Directions for this task: Gather all lines from the material that contain the word "would".

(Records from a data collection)
******************************
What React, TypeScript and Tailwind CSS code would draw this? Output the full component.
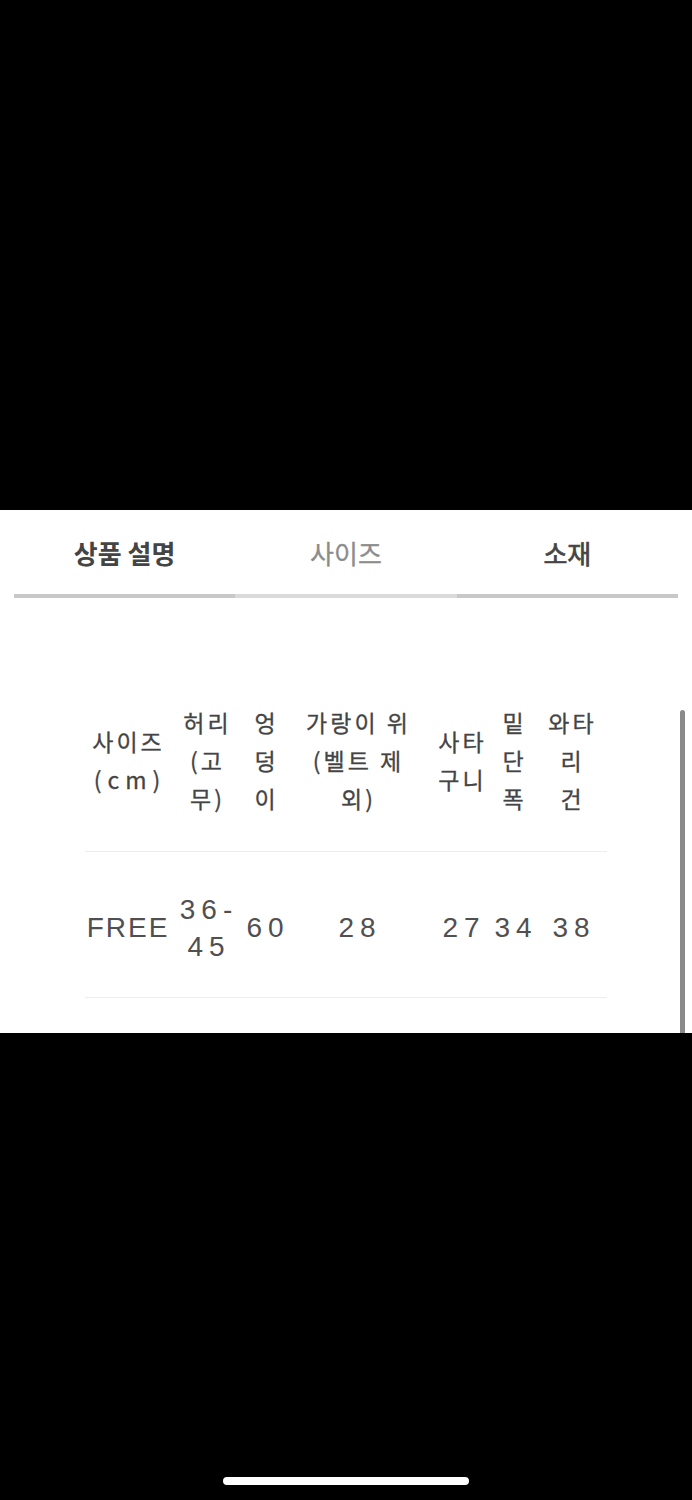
import React from 'react';

const kr = { fontFamily: '"Noto Sans CJK KR", "Noto Sans", sans-serif' };
const latin = { fontFamily: '"Liberation Sans", Arial, sans-serif' };

// column boxes: margin-left and width, measured from the table's left edge
const cols = [
  'ml-0 w-[84px]',
  'ml-[7px] w-[60px]',
  'ml-[9px] w-[40px]',
  'ml-[10px] w-[124px]',
  'ml-[14px] w-[56px]',
  'ml-[4px] w-[40px]',
  'ml-[8px] w-[60px]',
];

const headers: string[][] = [
  ['사이즈', '(cm)'],
  ['허리', '(고', '무)'],
  ['엉', '덩', '이'],
  ['가랑이 위', '(벨트 제', '외)'],
  ['사타', '구니'],
  ['밑', '단', '폭'],
  ['와타', '리', '건'],
];

const row: { lines: string[]; track: string }[] = [
  { lines: ['FREE'], track: 'tracking-[2px] pl-[2px]' },
  { lines: ['36-', '45'], track: 'tracking-[6px] pl-[6px]' },
  { lines: ['60'], track: 'tracking-[6px] pl-[6px]' },
  { lines: ['28'], track: 'tracking-[6px] pl-[6px]' },
  { lines: ['27'], track: 'tracking-[6px] pl-[6px]' },
  { lines: ['34'], track: 'tracking-[6px] pl-[6px]' },
  { lines: ['38'], track: 'tracking-[6px] pl-[6px]' },
];

function Tab({ label, textClass, barClass }: { label: string; textClass: string; barClass: string }) {
  return (
    <div className="flex-1 flex flex-col">
      <div className="h-[84px] pt-[24px]">
        <div className={`text-center text-[26px] leading-[38px] ${textClass}`} style={kr}>
          {label}
        </div>
      </div>
      <div className={`h-[4px] ${barClass}`} />
    </div>
  );
}

export default function App() {
  return (
    <div className="w-[692px] h-[1500px] bg-black flex flex-col overflow-hidden">
      <div className="h-[510px] shrink-0" />

      {/* white sheet */}
      <div className="relative h-[523px] shrink-0 bg-white">
        <div className="flex px-[14px]">
          <Tab label="상품 설명" textClass="font-bold text-[#444]" barClass="bg-[#c8c8c8]" />
          <Tab label="사이즈" textClass="font-normal text-[#8c8c8c] [-webkit-text-stroke:0.3px_#8c8c8c]" barClass="bg-[#dadada]" />
          <Tab label="소재" textClass="font-normal text-[#444] [-webkit-text-stroke:0.7px_#444]" barClass="bg-[#c8c8c8]" />
        </div>

        <div className="ml-[85px] mt-[105px] w-[522px]">
          {/* header */}
          <div className="flex items-center h-[149px] pb-[35px] border-b border-[#ededed] text-[#444] [-webkit-text-stroke:0.3px_#444]" style={kr}>
            {headers.map((lines, i) => (
              <div key={i} className={`${cols[i]} shrink-0 flex flex-col items-center`}>
                <div className="whitespace-nowrap text-center text-[23px] leading-[38px] tracking-[3px] pl-[3px]">
                  {lines.map((l, j) => (
                    <div key={j} className={l === '(cm)' ? 'tracking-[6px] pl-[3px]' : ''}>
                      {l}
                    </div>
                  ))}
                </div>
              </div>
            ))}
          </div>

          {/* data row */}
          <div className="flex items-center h-[146px] pt-[6px] border-b border-[#ededed] text-[#505050]" style={latin}>
            {row.map((r, i) => (
              <div key={i} className={`${cols[i]} shrink-0 flex flex-col items-center`}>
                <div className={`whitespace-nowrap text-center text-[28px] leading-[37px] ${r.track}`}>
                  {r.lines.map((l, j) => (
                    <div key={j}>{l}</div>
                  ))}
                </div>
              </div>
            ))}
          </div>
        </div>

        {/* scrollbar */}
        <div className="absolute left-[680px] top-[200px] w-[5px] h-[323px] rounded-t-full bg-[#8a8a8a]" />
      </div>

      {/* home indicator */}
      <div className="flex justify-center pt-[444px]">
        <div className="w-[246px] h-[8px] rounded-full bg-white" />
      </div>
    </div>
  );
}
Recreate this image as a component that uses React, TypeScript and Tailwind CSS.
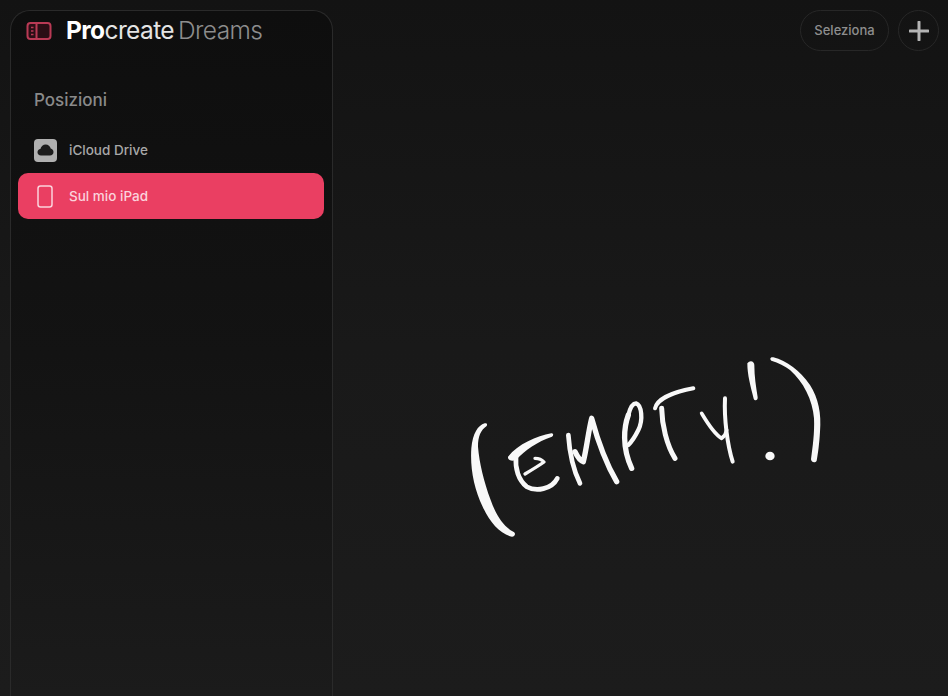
import React from "react";

const sans = { fontFamily: '"Inter", "Liberation Sans", sans-serif' };

function Scribble() {
  return (
    <svg width="390" height="210" viewBox="0 0 1170 630" fill="none" className="block">
      <g fill="#f8f8f8">
        <path d="M104 250 C84 256 68 280 64 325 C60 385 72 445 98 500 C120 548 150 582 186 590 C196 590 198 578 190 575 C160 560 138 525 122 480 C102 425 88 370 84 320 C84 290 92 270 110 258 C113 252 110 248 104 250Z" />
        <path d="M970 52 C1010 62 1050 92 1080 135 C1105 175 1115 220 1110 275 C1108 310 1104 340 1100 362 C1096 370 1084 368 1083 358 C1088 320 1094 280 1092 235 C1088 180 1060 125 1020 90 C1005 78 985 68 964 62 C958 56 962 50 970 52Z" />
        <path d="M892 70 C900 58 914 64 913 76 C913 110 918 140 923 172 C924 182 914 184 911 176 C902 140 892 105 892 70Z" />
        <ellipse cx="960" cy="348" rx="14" ry="13" />
        <path d="M304 280 C260 288 205 312 174 350 C172 362 190 366 200 358 C225 330 262 305 306 290 C312 286 310 280 304 280Z" />
      </g>
      <g stroke="#f8f8f8" strokeLinecap="round" strokeLinejoin="round" fill="none">
        <path d="M198 352 C195 385 205 420 230 440 C258 456 305 448 322 415" strokeWidth="14" />
        <path d="M225 402 C245 390 265 378 282 366 C275 358 265 355 255 355" strokeWidth="10" />
        <path d="M355 285 C358 330 370 390 390 430" strokeWidth="14" />
        <path d="M375 335 C382 350 390 362 400 365 C410 325 415 275 425 235 C440 290 465 365 500 425" strokeWidth="16" />
        <path d="M535 225 C522 260 515 320 545 385" strokeWidth="16" />
        <path d="M535 225 C540 205 548 190 558 190 C575 195 580 240 565 270 C555 290 545 305 535 315" strokeWidth="13" />
        <path d="M615 205 C622 175 675 155 730 145" strokeWidth="12" />
        <path d="M635 205 C636 255 650 315 675 355" strokeWidth="15" />
        <path d="M755 220 C770 245 790 280 815 295 C822 290 828 280 830 270" strokeWidth="11" />
        <path d="M825 175 C822 235 832 315 848 365" strokeWidth="12" />
      </g>
    </svg>
  );
}

function PanelIcon() {
  return (
    <svg width="26" height="22" viewBox="0 0 26 22" fill="none" className="block">
      <rect x="1.500" y="3" width="23" height="16" rx="3" fill="#2a0e15" stroke="#b93a55" strokeWidth="2" />
      <path d="M10.500 3v16" stroke="#b93a55" strokeWidth="2" />
      <path d="M5 7.500h2.500M5 11h2.500M5 14.500h2.500" stroke="#b93a55" strokeWidth="1.300" />
    </svg>
  );
}

function CloudIcon() {
  return (
    <div className="flex h-[23px] w-[23px] items-center justify-center rounded-[4px] bg-[#b0b0b0]">
      <svg width="17" height="12" viewBox="0 0 17 12" className="block">
        <path d="M4 11.500C1.800 11.500.5 10 .5 8.200c0-1.700 1.200-3 2.900-3.200C4 2.400 6.200.5 8.700.5c2.500 0 4.500 1.700 5 4 1.600.3 2.800 1.700 2.800 3.400 0 2-1.500 3.600-3.500 3.600H4Z" fill="#1d1d1d" />
      </svg>
    </div>
  );
}

function TabletIcon() {
  return (
    <svg width="16" height="23" viewBox="0 0 16 23" fill="none" className="block">
      <rect x="1" y="1" width="14" height="21" rx="2.500" stroke="#fbd3dc" strokeWidth="1.500" />
    </svg>
  );
}

export default function App() {
  return (
    <div className="flex h-[696px] w-[948px] overflow-hidden bg-gradient-to-b from-[#131313] via-[#191919] to-[#1c1c1c]" style={sans}>
      <aside className="ml-[10px] mt-[10px] flex h-[686px] w-[323px] shrink-0 flex-col rounded-t-[20px] border border-b-0 border-[#2a2a2a] bg-gradient-to-b from-[#0e0e0e] via-[#131313] to-[#1b1b1b]">
        <div className="flex h-[39px] items-center pl-[15px]">
          <PanelIcon />
          <div className="ml-[14px] text-[24.500px] leading-none tracking-[-0.6px]">
            <span className="font-bold text-white">Pro</span>
            <span className="text-[#e4e4e4]">create</span>
            <span className="ml-[4px] font-light text-[#8d8d8d]">Dreams</span>
          </div>
        </div>
        <h2 className="ml-[23px] mt-[39px] text-[17px] font-medium leading-[22px] text-[#8a8a8a]">Posizioni</h2>
        <nav className="ml-[7px] mr-[8px] mt-[17px] flex flex-col">
          <div className="flex h-[44px] items-center pl-[16px]">
            <CloudIcon />
            <span className="ml-[12px] text-[13.500px] font-medium text-[#a8a8a8]">iCloud Drive</span>
          </div>
          <div className="mt-[1px] flex h-[46px] items-center rounded-[10px] bg-[#ea3f62] pl-[19px]">
            <TabletIcon />
            <span className="ml-[16px] text-[13.500px] font-medium text-[#fbd3dc]">Sul mio iPad</span>
          </div>
        </nav>
      </aside>
      <main className="flex min-w-0 flex-1 flex-col">
        <header className="flex h-[52px] items-start justify-end gap-[9px] pr-[9px] pt-[10px]">
          <button className="flex h-[41px] w-[89px] items-center justify-center rounded-full border border-[#272727] text-[13px] font-medium text-[#8e8e8e]">Seleziona</button>
          <button className="flex h-[41px] w-[41px] items-center justify-center rounded-full border border-[#272727]">
            <svg width="20" height="20" viewBox="0 0 20 20" className="block">
              <path d="M10 1v18M1 10h18" stroke="#b4b4b4" strokeWidth="3" strokeLinecap="round" />
            </svg>
          </button>
        </header>
        <div className="ml-[117px] mt-[288px]">
          <Scribble />
        </div>
      </main>
    </div>
  );
}
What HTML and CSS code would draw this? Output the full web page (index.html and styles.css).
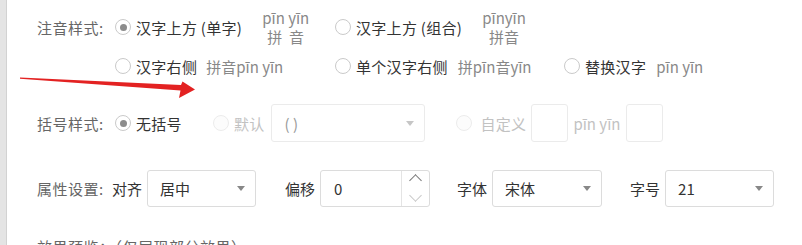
FILE: index.html
```html
<!DOCTYPE html>
<html lang="zh-CN">
<head>
<meta charset="utf-8">
<link rel="stylesheet" href="styles.css">
</head>
<body>
<div class="page">
  <div class="side"></div>
  <div class="content">
    <div class="row row1">
      <span class="label">注音样式:</span>
      <div class="grid">
        <div class="opt">
          <span class="radio checked"></span><span class="txt">汉字上方 (单字)</span>
          <span class="ruby"><span>pīn yīn</span><span>拼&nbsp; 音</span></span>
        </div>
        <div class="opt">
          <span class="radio"></span><span class="txt">汉字上方 (组合)</span>
          <span class="ruby"><span>pīnyīn</span><span>拼音</span></span>
        </div>
      </div>
    </div>
    <div class="row row2">
      <span class="label"></span>
      <div class="grid">
        <div class="opt">
          <span class="radio"></span><span class="txt">汉字右侧</span><span class="py py1">拼音pīn yīn</span>
        </div>
        <div class="opt">
          <span class="radio"></span><span class="txt">单个汉字右侧</span><span class="py">拼pīn音yīn</span>
        </div>
        <div class="opt">
          <span class="radio"></span><span class="txt">替换汉字</span><span class="py">pīn yīn</span>
        </div>
      </div>
    </div>
    <div class="row row3">
      <span class="label">括号样式:</span>
      <div class="line">
        <span class="radio checked"></span><span class="txt">无括号</span>
        <span class="radio disabled gap31"></span><span class="txt dis">默认</span>
        <span class="select sel-dis w154"><span>( )</span><span class="caret"></span></span>
        <span class="radio disabled gap31"></span><span class="txt dis t8">自定义</span>
        <span class="box m5"></span>
        <span class="dis m5">pīn yīn</span>
        <span class="box m6"></span>
      </div>
    </div>
    <div class="row row4">
      <span class="label l75">属性设置:</span>
      <div class="line">
        <span class="txt0">对齐</span>
        <span class="select w109 m5"><span>居中</span><span class="caret"></span></span>
        <span class="txt0 m29">偏移</span>
        <span class="num m5"><span class="numval">0</span><span class="spin"><span class="up"></span><span class="down"></span></span></span>
        <span class="txt0 m27">字体</span>
        <span class="select w110 m5"><span>宋体</span><span class="caret"></span></span>
        <span class="txt0 m28">字号</span>
        <span class="select w109 m5"><span>21</span><span class="caret"></span></span>
      </div>
    </div>
    <div class="row row5">
      <span class="label">效果预览：（仅展现部分效果）</span>
    </div>
  </div>
</div>
<svg class="arrow" width="802" height="245" viewBox="0 0 802 245">
  <polygon points="20,77.6 181,85 182.5,81.5 195,89.5 179,98 180.5,90.5 20,78.8" fill="#e32222"/>
</svg>
</body>
</html>
```
FILE: styles.css
```css
html, body {
  margin: 0;
  padding: 0;
  background: #fff;
}
body {
  font-family: "Noto Sans CJK SC", "Noto Sans", sans-serif;
  font-size: 15px;
  color: #333;
  width: 802px;
  height: 245px;
  overflow: hidden;
  position: relative;
}
.page {
  display: flex;
  height: 245px;
}
.side {
  width: 6px;
  flex: none;
  background: #e4e4e4;
  border-right: 1px solid #d2d2d2;
}
.content {
  padding-left: 30px;
  flex: 1;
}
.row {
  display: flex;
  align-items: center;
}
.label {
  width: 78px;
  flex: none;
  color: #666;
  white-space: nowrap;
  letter-spacing: 0.5px;
}
.l75 { width: 75px; }
.row1 { padding-top: 8px; height: 38px; }
.row2 { margin-top: 6px; height: 28px; }
.row3 { margin-top: 24px; height: 38px; }
.row4 { margin-top: 28px; height: 37px; }
.row5 { margin-top: 29px; height: 20px; }
.grid {
  display: grid;
  grid-template-columns: 220px 229px auto;
  align-items: center;
}
.opt {
  display: flex;
  align-items: center;
  white-space: nowrap;
}
.radio {
  width: 14px;
  height: 14px;
  border: 1px solid #cacaca;
  border-radius: 50%;
  background: #fff;
  flex: none;
  display: flex;
  align-items: center;
  justify-content: center;
}
.radio.checked::after {
  content: "";
  width: 7px;
  height: 7px;
  border-radius: 50%;
  background: #8c8c8c;
}
.radio.disabled {
  border-color: #ececec;
  background: #fcfcfc;
}
.txt {
  margin-left: 5px;
  color: #333;
  white-space: nowrap;
  letter-spacing: 0.3px;
}
.txt0 { color: #333; white-space: nowrap; }
.ruby {
  display: flex;
  flex-direction: column;
  align-items: center;
  margin-left: 20px;
  color: #888;
  line-height: 19px;
}
.py {
  margin-left: 10px;
  color: #888;
}
.py1 { margin-left: 9px; }
.line {
  display: flex;
  align-items: center;
  white-space: nowrap;
}
.dis { color: #c2c2c2; }
.t8 { margin-left: 9px; }
.gap31 { margin-left: 31px; }
.m5 { margin-left: 5px; }
.m6 { margin-left: 6px; }
.m27 { margin-left: 27px; }
.m28 { margin-left: 28px; }
.m29 { margin-left: 29px; }
.select {
  box-sizing: border-box;
  height: 37px;
  border: 1px solid #dcdcdc;
  border-radius: 3px;
  display: flex;
  align-items: center;
  justify-content: space-between;
  padding: 0 10px 0 12px;
  color: #333;
  background: #fff;
}
.sel-dis {
  margin-left: 6px;
  border-color: #ebebeb;
  color: #999;
  height: 38px;
  padding-left: 13px;
}
.sel-dis .caret { border-top-color: #c6c6c6; }
.w154 { width: 154px; }
.w109 { width: 109px; }
.w110 { width: 110px; }
.caret {
  width: 0;
  height: 0;
  border-left: 4px solid transparent;
  border-right: 4px solid transparent;
  border-top: 5px solid #888;
}
.box {
  box-sizing: border-box;
  width: 37px;
  height: 38px;
  border: 1px solid #ebebeb;
  border-radius: 3px;
  background: #fff;
}
.num {
  box-sizing: border-box;
  width: 110px;
  height: 37px;
  border: 1px solid #dcdcdc;
  border-radius: 3px;
  display: flex;
  align-items: stretch;
}
.numval {
  flex: 1;
  padding-left: 13px;
  display: flex;
  align-items: center;
}
.spin {
  width: 27px;
  border-left: 1px solid #e4e4e4;
  display: flex;
  flex-direction: column;
  align-items: center;
  justify-content: center;
  gap: 6px;
}
.up, .down {
  width: 8px;
  height: 8px;
  border-left: 1.3px solid #777;
  border-top: 1.3px solid #777;
  transform: rotate(45deg);
}
.up { margin-top: 5px; }
.down {
  border-color: #c8c8c8;
  transform: rotate(225deg);
  margin-bottom: 6px;
}
.arrow {
  position: absolute;
  left: 0;
  top: 0;
  pointer-events: none;
}
```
******************************
Expected answer:
What React, TypeScript and Tailwind CSS code would draw this? Output the full component.
What HTML and CSS code would draw this? Output the full web page (index.html and styles.css).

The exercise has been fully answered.